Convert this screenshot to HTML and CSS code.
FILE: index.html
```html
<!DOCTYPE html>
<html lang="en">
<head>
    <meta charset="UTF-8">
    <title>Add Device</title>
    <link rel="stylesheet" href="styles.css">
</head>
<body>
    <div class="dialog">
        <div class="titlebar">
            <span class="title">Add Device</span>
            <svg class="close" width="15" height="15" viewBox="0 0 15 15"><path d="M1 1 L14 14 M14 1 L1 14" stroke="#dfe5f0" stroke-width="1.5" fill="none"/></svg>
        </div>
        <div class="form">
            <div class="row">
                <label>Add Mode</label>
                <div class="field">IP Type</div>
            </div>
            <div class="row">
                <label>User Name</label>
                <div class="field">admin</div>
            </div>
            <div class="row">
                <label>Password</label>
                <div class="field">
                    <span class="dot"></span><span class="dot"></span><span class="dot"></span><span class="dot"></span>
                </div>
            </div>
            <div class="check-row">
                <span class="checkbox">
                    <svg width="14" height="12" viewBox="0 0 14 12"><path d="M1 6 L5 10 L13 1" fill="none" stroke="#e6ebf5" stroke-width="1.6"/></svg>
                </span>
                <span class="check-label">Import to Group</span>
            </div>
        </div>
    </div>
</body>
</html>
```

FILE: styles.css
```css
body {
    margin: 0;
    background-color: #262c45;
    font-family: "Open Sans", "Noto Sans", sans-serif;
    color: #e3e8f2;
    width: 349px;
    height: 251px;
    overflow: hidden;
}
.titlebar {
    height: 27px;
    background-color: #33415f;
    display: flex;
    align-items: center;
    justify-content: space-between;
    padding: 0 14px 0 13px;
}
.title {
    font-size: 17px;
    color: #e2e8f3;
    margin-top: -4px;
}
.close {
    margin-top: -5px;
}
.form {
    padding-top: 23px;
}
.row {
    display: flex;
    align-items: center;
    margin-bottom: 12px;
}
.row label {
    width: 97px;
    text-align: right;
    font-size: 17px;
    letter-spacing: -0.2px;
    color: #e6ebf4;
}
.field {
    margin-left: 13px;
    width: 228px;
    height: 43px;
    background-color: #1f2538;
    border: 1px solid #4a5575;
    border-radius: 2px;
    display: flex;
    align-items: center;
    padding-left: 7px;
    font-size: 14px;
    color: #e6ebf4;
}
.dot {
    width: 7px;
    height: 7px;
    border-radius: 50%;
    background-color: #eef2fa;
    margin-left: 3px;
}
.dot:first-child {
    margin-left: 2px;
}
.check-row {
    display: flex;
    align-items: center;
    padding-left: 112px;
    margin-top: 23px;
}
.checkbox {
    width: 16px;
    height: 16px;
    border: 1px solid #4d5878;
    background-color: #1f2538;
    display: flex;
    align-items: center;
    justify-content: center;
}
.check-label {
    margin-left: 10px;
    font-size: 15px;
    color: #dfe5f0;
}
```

##########

Type out the material again exactly as presented.

▶ _TASK SOLUTION_
Convert this screenshot to HTML and CSS code.
FILE: index.html
```html
<!DOCTYPE html>
<html lang="en">
<head>
    <meta charset="UTF-8">
    <title>Add Device</title>
    <link rel="stylesheet" href="styles.css">
</head>
<body>
    <div class="dialog">
        <div class="titlebar">
            <span class="title">Add Device</span>
            <svg class="close" width="15" height="15" viewBox="0 0 15 15"><path d="M1 1 L14 14 M14 1 L1 14" stroke="#dfe5f0" stroke-width="1.5" fill="none"/></svg>
        </div>
        <div class="form">
            <div class="row">
                <label>Add Mode</label>
                <div class="field">IP Type</div>
            </div>
            <div class="row">
                <label>User Name</label>
                <div class="field">admin</div>
            </div>
            <div class="row">
                <label>Password</label>
                <div class="field">
                    <span class="dot"></span><span class="dot"></span><span class="dot"></span><span class="dot"></span>
                </div>
            </div>
            <div class="check-row">
                <span class="checkbox">
                    <svg width="14" height="12" viewBox="0 0 14 12"><path d="M1 6 L5 10 L13 1" fill="none" stroke="#e6ebf5" stroke-width="1.6"/></svg>
                </span>
                <span class="check-label">Import to Group</span>
            </div>
        </div>
    </div>
</body>
</html>
```

FILE: styles.css
```css
body {
    margin: 0;
    background-color: #262c45;
    font-family: "Open Sans", "Noto Sans", sans-serif;
    color: #e3e8f2;
    width: 349px;
    height: 251px;
    overflow: hidden;
}
.titlebar {
    height: 27px;
    background-color: #33415f;
    display: flex;
    align-items: center;
    justify-content: space-between;
    padding: 0 14px 0 13px;
}
.title {
    font-size: 17px;
    color: #e2e8f3;
    margin-top: -4px;
}
.close {
    margin-top: -5px;
}
.form {
    padding-top: 23px;
}
.row {
    display: flex;
    align-items: center;
    margin-bottom: 12px;
}
.row label {
    width: 97px;
    text-align: right;
    font-size: 17px;
    letter-spacing: -0.2px;
    color: #e6ebf4;
}
.field {
    margin-left: 13px;
    width: 228px;
    height: 43px;
    background-color: #1f2538;
    border: 1px solid #4a5575;
    border-radius: 2px;
    display: flex;
    align-items: center;
    padding-left: 7px;
    font-size: 14px;
    color: #e6ebf4;
}
.dot {
    width: 7px;
    height: 7px;
    border-radius: 50%;
    background-color: #eef2fa;
    margin-left: 3px;
}
.dot:first-child {
    margin-left: 2px;
}
.check-row {
    display: flex;
    align-items: center;
    padding-left: 112px;
    margin-top: 23px;
}
.checkbox {
    width: 16px;
    height: 16px;
    border: 1px solid #4d5878;
    background-color: #1f2538;
    display: flex;
    align-items: center;
    justify-content: center;
}
.check-label {
    margin-left: 10px;
    font-size: 15px;
    color: #dfe5f0;
}
```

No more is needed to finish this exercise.